Books for Older Readers

What Elephants Know by Eric Dinerstein

The jungles of Nepal are home to  Nandu who grows up in an elephant stable. The stable is threatened with being closed, and Nandu tries to convince his father to turn it into a breeding center for elephants.

Wolf Hollow by Lauren Wolk

Annabelle befriends a veteran who has been targeted by the neighborhood bullies. Because of her kindness and compassion, Annabelle defends him in this coming-of-age story .(Newbery Honor Book)

Cloud and Wallfish by Anne Nesbet

Unexpectedly, Noah is told by his parent that they are moving to East Germany, behind the “Iron Curtain.” Once there, his parent say, “Don’t call attention to yourself,” and “Don’t ever talk about serious things indoors.” This leaves Eleven-year-old Noah Keller confused.  The book is full of mystery and unique friendships that will leave the reader wanting more.

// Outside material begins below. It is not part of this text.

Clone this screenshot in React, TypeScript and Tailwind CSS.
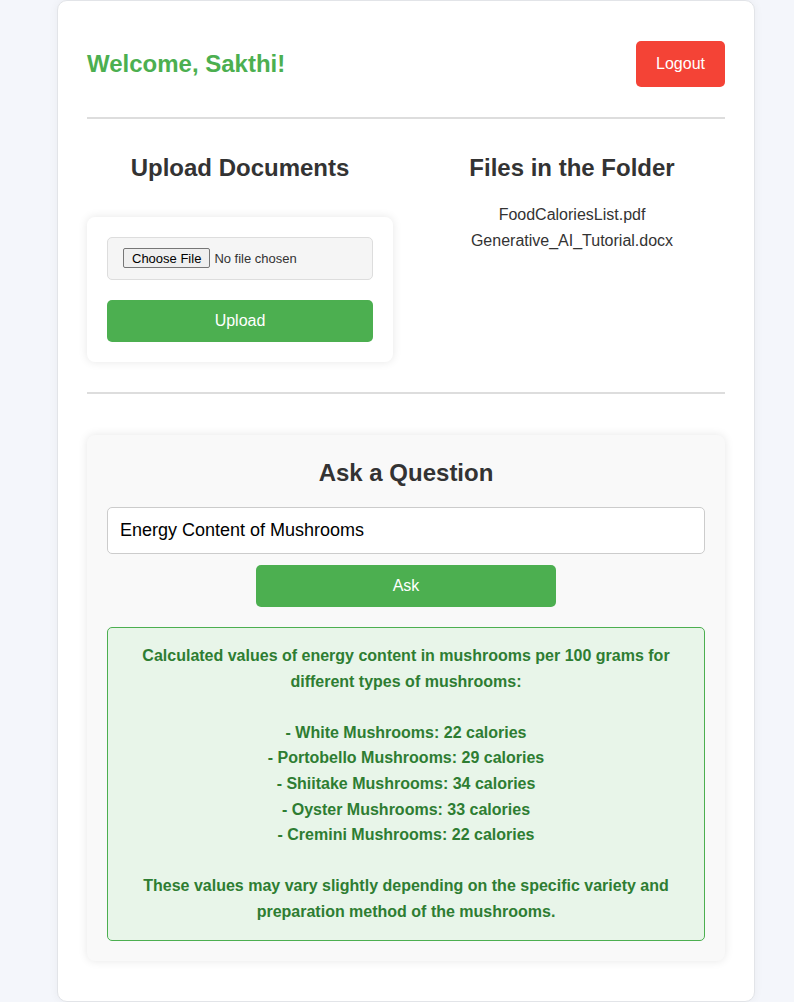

The Inquisitor’s Tale: Or, The Three Magical Children and Their Holy Dog: written by Adam Gidwitz and illustrated by Hatem Aly

The year is 1242 France where travelers talk about the adventures of three children: William, Jeanne, and Jacob along with their dog, Gwenforte, who has been recently brought back from the dead. (Newbery Honor Book)

Lowriders to the Center of the Earth: written by Cathy Camper and illustrated by Raul the Third

This is a lively book about the The Lowriders journey to the center of the earth.  The purpose of this trip is to recover their beloved cat, Genie.  The book is beautifully illustrated and fun to read.  (Belpré Illustrator Medal Book)

Through our imagination, books can take us to places we have never been before. Encouraging summer reading is a great way for your student to explore without ever leaving home.

Which book will inspire your child most from our Ultimate Summer Reading List for 2017?